◆ WHAT IS BEING ASKED ◆
No images are to be carried over; print all other material exactly as it stands.

- - - - -

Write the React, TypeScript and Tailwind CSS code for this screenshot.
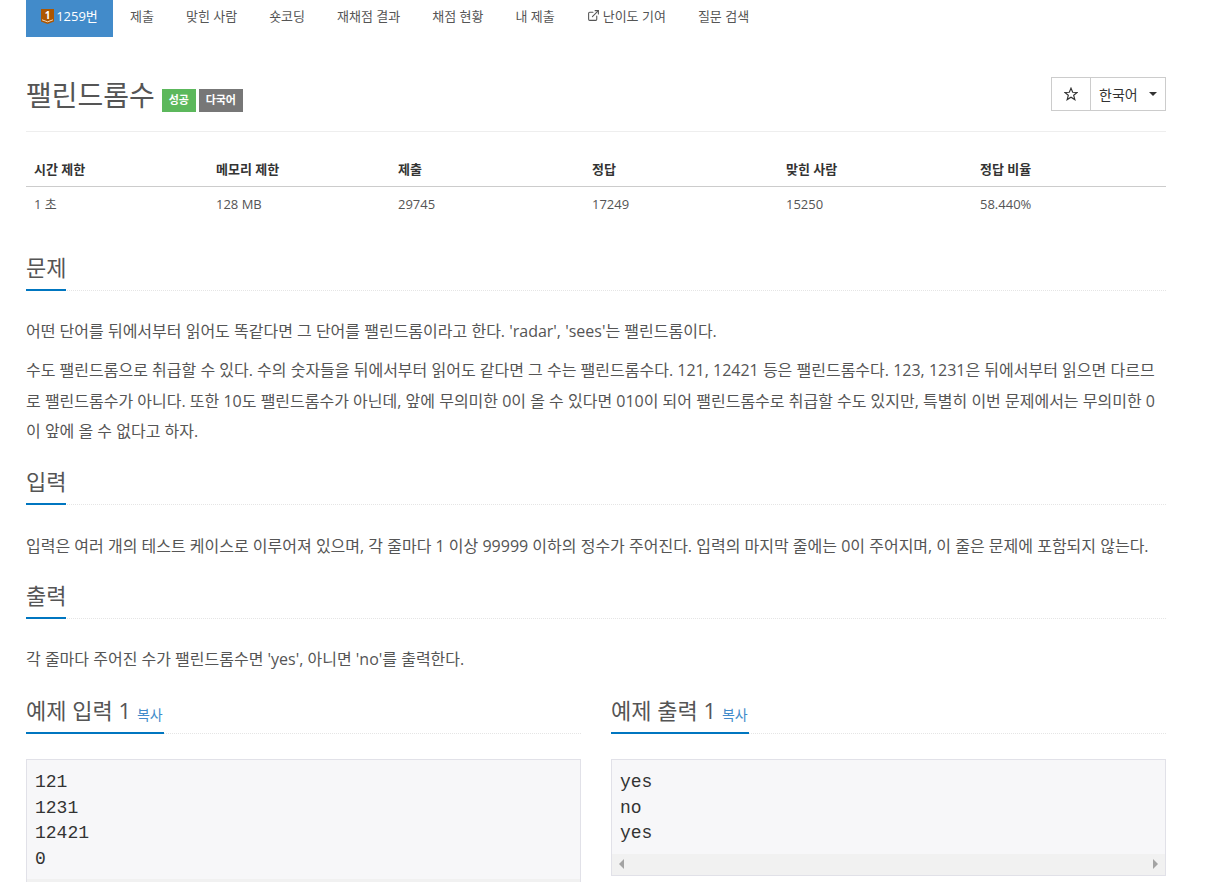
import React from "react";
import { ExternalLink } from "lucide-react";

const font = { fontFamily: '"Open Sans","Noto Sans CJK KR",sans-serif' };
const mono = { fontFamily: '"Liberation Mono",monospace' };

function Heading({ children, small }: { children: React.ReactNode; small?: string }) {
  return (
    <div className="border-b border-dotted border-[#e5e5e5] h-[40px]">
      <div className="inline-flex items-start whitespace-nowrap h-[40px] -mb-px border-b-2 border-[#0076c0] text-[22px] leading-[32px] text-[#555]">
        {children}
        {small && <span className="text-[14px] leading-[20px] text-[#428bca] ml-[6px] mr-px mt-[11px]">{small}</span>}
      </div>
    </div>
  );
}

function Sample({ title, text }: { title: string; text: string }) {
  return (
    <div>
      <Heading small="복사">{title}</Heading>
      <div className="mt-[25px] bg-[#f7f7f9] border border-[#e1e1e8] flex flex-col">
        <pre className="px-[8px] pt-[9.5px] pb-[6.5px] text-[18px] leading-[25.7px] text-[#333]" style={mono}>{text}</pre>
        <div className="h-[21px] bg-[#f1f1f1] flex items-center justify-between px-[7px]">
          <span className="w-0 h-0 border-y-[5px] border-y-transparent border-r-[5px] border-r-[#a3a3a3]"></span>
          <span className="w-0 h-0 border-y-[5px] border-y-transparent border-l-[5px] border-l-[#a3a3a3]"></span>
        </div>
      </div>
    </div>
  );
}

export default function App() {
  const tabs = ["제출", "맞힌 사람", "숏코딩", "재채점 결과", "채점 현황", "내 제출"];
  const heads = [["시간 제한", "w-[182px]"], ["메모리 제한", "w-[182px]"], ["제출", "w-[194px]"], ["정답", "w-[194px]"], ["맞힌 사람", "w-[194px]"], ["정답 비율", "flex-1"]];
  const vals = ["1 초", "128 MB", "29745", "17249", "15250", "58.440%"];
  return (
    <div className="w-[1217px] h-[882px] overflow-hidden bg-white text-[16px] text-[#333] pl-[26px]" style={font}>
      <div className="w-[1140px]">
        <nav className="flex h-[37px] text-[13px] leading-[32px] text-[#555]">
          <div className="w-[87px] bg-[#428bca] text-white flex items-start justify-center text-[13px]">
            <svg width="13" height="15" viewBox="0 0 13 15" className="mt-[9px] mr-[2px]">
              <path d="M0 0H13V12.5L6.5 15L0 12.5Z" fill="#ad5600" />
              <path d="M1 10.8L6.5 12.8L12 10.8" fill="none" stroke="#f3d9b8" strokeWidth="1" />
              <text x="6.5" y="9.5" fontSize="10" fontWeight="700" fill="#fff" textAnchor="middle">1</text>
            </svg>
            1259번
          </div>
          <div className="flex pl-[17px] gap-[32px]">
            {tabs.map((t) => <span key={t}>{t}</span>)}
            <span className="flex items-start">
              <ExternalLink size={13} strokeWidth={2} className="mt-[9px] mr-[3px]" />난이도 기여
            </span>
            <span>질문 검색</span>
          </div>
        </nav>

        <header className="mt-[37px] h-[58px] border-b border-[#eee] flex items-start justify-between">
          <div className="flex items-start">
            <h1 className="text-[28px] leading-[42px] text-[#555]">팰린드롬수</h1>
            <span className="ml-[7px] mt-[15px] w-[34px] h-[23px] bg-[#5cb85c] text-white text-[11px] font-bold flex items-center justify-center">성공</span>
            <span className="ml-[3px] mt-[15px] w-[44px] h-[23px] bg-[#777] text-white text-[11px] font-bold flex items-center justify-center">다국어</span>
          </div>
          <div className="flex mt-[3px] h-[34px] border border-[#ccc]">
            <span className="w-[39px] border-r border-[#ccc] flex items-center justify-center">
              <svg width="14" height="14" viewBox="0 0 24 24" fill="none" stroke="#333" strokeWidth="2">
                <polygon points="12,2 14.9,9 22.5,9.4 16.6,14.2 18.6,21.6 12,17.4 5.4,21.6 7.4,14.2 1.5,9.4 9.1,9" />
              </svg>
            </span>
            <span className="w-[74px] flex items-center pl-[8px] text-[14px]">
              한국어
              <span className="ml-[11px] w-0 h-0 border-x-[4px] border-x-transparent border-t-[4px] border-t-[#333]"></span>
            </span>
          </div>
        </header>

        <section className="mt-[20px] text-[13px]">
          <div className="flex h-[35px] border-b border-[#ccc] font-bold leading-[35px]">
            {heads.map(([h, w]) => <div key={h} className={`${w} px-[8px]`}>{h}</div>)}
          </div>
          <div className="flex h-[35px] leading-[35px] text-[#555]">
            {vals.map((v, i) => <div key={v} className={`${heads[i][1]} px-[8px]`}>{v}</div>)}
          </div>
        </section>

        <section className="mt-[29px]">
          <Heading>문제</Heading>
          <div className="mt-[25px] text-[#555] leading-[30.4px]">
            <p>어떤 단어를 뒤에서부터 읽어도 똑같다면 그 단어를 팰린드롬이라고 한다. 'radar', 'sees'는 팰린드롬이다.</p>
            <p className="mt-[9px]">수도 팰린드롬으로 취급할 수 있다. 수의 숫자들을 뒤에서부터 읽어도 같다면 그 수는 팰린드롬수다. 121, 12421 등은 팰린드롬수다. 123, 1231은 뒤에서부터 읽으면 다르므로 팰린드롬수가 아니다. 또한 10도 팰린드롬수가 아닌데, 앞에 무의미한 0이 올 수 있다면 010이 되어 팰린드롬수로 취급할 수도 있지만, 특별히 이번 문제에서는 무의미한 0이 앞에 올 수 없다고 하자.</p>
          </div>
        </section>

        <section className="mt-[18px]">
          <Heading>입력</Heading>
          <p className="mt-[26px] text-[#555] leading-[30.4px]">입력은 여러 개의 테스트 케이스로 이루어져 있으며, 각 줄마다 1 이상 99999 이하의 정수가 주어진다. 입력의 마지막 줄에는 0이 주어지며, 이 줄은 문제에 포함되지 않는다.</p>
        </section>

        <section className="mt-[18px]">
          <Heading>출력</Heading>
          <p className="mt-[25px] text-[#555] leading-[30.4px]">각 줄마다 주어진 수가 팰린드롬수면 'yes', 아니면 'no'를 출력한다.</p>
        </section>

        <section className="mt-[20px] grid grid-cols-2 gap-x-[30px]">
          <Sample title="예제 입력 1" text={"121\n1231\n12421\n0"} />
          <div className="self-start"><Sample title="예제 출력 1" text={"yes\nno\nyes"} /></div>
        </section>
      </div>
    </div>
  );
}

- - - - -

◆ CORRECT RESULT ◆
Write the React, TypeScript and Tailwind CSS code for this screenshot.
import React from "react";
import { ExternalLink } from "lucide-react";

const font = { fontFamily: '"Open Sans","Noto Sans CJK KR",sans-serif' };
const mono = { fontFamily: '"Liberation Mono",monospace' };

function Heading({ children, small }: { children: React.ReactNode; small?: string }) {
  return (
    <div className="border-b border-dotted border-[#e5e5e5] h-[40px]">
      <div className="inline-flex items-start whitespace-nowrap h-[40px] -mb-px border-b-2 border-[#0076c0] text-[22px] leading-[32px] text-[#555]">
        {children}
        {small && <span className="text-[14px] leading-[20px] text-[#428bca] ml-[6px] mr-px mt-[11px]">{small}</span>}
      </div>
    </div>
  );
}

function Sample({ title, text }: { title: string; text: string }) {
  return (
    <div>
      <Heading small="복사">{title}</Heading>
      <div className="mt-[25px] bg-[#f7f7f9] border border-[#e1e1e8] flex flex-col">
        <pre className="px-[8px] pt-[9.5px] pb-[6.5px] text-[18px] leading-[25.7px] text-[#333]" style={mono}>{text}</pre>
        <div className="h-[21px] bg-[#f1f1f1] flex items-center justify-between px-[7px]">
          <span className="w-0 h-0 border-y-[5px] border-y-transparent border-r-[5px] border-r-[#a3a3a3]"></span>
          <span className="w-0 h-0 border-y-[5px] border-y-transparent border-l-[5px] border-l-[#a3a3a3]"></span>
        </div>
      </div>
    </div>
  );
}

export default function App() {
  const tabs = ["제출", "맞힌 사람", "숏코딩", "재채점 결과", "채점 현황", "내 제출"];
  const heads = [["시간 제한", "w-[182px]"], ["메모리 제한", "w-[182px]"], ["제출", "w-[194px]"], ["정답", "w-[194px]"], ["맞힌 사람", "w-[194px]"], ["정답 비율", "flex-1"]];
  const vals = ["1 초", "128 MB", "29745", "17249", "15250", "58.440%"];
  return (
    <div className="w-[1217px] h-[882px] overflow-hidden bg-white text-[16px] text-[#333] pl-[26px]" style={font}>
      <div className="w-[1140px]">
        <nav className="flex h-[37px] text-[13px] leading-[32px] text-[#555]">
          <div className="w-[87px] bg-[#428bca] text-white flex items-start justify-center text-[13px]">
            <svg width="13" height="15" viewBox="0 0 13 15" className="mt-[9px] mr-[2px]">
              <path d="M0 0H13V12.5L6.5 15L0 12.5Z" fill="#ad5600" />
              <path d="M1 10.8L6.5 12.8L12 10.8" fill="none" stroke="#f3d9b8" strokeWidth="1" />
              <text x="6.5" y="9.5" fontSize="10" fontWeight="700" fill="#fff" textAnchor="middle">1</text>
            </svg>
            1259번
          </div>
          <div className="flex pl-[17px] gap-[32px]">
            {tabs.map((t) => <span key={t}>{t}</span>)}
            <span className="flex items-start">
              <ExternalLink size={13} strokeWidth={2} className="mt-[9px] mr-[3px]" />난이도 기여
            </span>
            <span>질문 검색</span>
          </div>
        </nav>

        <header className="mt-[37px] h-[58px] border-b border-[#eee] flex items-start justify-between">
          <div className="flex items-start">
            <h1 className="text-[28px] leading-[42px] text-[#555]">팰린드롬수</h1>
            <span className="ml-[7px] mt-[15px] w-[34px] h-[23px] bg-[#5cb85c] text-white text-[11px] font-bold flex items-center justify-center">성공</span>
            <span className="ml-[3px] mt-[15px] w-[44px] h-[23px] bg-[#777] text-white text-[11px] font-bold flex items-center justify-center">다국어</span>
          </div>
          <div className="flex mt-[3px] h-[34px] border border-[#ccc]">
            <span className="w-[39px] border-r border-[#ccc] flex items-center justify-center">
              <svg width="14" height="14" viewBox="0 0 24 24" fill="none" stroke="#333" strokeWidth="2">
                <polygon points="12,2 14.9,9 22.5,9.4 16.6,14.2 18.6,21.6 12,17.4 5.4,21.6 7.4,14.2 1.5,9.4 9.1,9" />
              </svg>
            </span>
            <span className="w-[74px] flex items-center pl-[8px] text-[14px]">
              한국어
              <span className="ml-[11px] w-0 h-0 border-x-[4px] border-x-transparent border-t-[4px] border-t-[#333]"></span>
            </span>
          </div>
        </header>

        <section className="mt-[20px] text-[13px]">
          <div className="flex h-[35px] border-b border-[#ccc] font-bold leading-[35px]">
            {heads.map(([h, w]) => <div key={h} className={`${w} px-[8px]`}>{h}</div>)}
          </div>
          <div className="flex h-[35px] leading-[35px] text-[#555]">
            {vals.map((v, i) => <div key={v} className={`${heads[i][1]} px-[8px]`}>{v}</div>)}
          </div>
        </section>

        <section className="mt-[29px]">
          <Heading>문제</Heading>
          <div className="mt-[25px] text-[#555] leading-[30.4px]">
            <p>어떤 단어를 뒤에서부터 읽어도 똑같다면 그 단어를 팰린드롬이라고 한다. 'radar', 'sees'는 팰린드롬이다.</p>
            <p className="mt-[9px]">수도 팰린드롬으로 취급할 수 있다. 수의 숫자들을 뒤에서부터 읽어도 같다면 그 수는 팰린드롬수다. 121, 12421 등은 팰린드롬수다. 123, 1231은 뒤에서부터 읽으면 다르므로 팰린드롬수가 아니다. 또한 10도 팰린드롬수가 아닌데, 앞에 무의미한 0이 올 수 있다면 010이 되어 팰린드롬수로 취급할 수도 있지만, 특별히 이번 문제에서는 무의미한 0이 앞에 올 수 없다고 하자.</p>
          </div>
        </section>

        <section className="mt-[18px]">
          <Heading>입력</Heading>
          <p className="mt-[26px] text-[#555] leading-[30.4px]">입력은 여러 개의 테스트 케이스로 이루어져 있으며, 각 줄마다 1 이상 99999 이하의 정수가 주어진다. 입력의 마지막 줄에는 0이 주어지며, 이 줄은 문제에 포함되지 않는다.</p>
        </section>

        <section className="mt-[18px]">
          <Heading>출력</Heading>
          <p className="mt-[25px] text-[#555] leading-[30.4px]">각 줄마다 주어진 수가 팰린드롬수면 'yes', 아니면 'no'를 출력한다.</p>
        </section>

        <section className="mt-[20px] grid grid-cols-2 gap-x-[30px]">
          <Sample title="예제 입력 1" text={"121\n1231\n12421\n0"} />
          <div className="self-start"><Sample title="예제 출력 1" text={"yes\nno\nyes"} /></div>
        </section>
      </div>
    </div>
  );
}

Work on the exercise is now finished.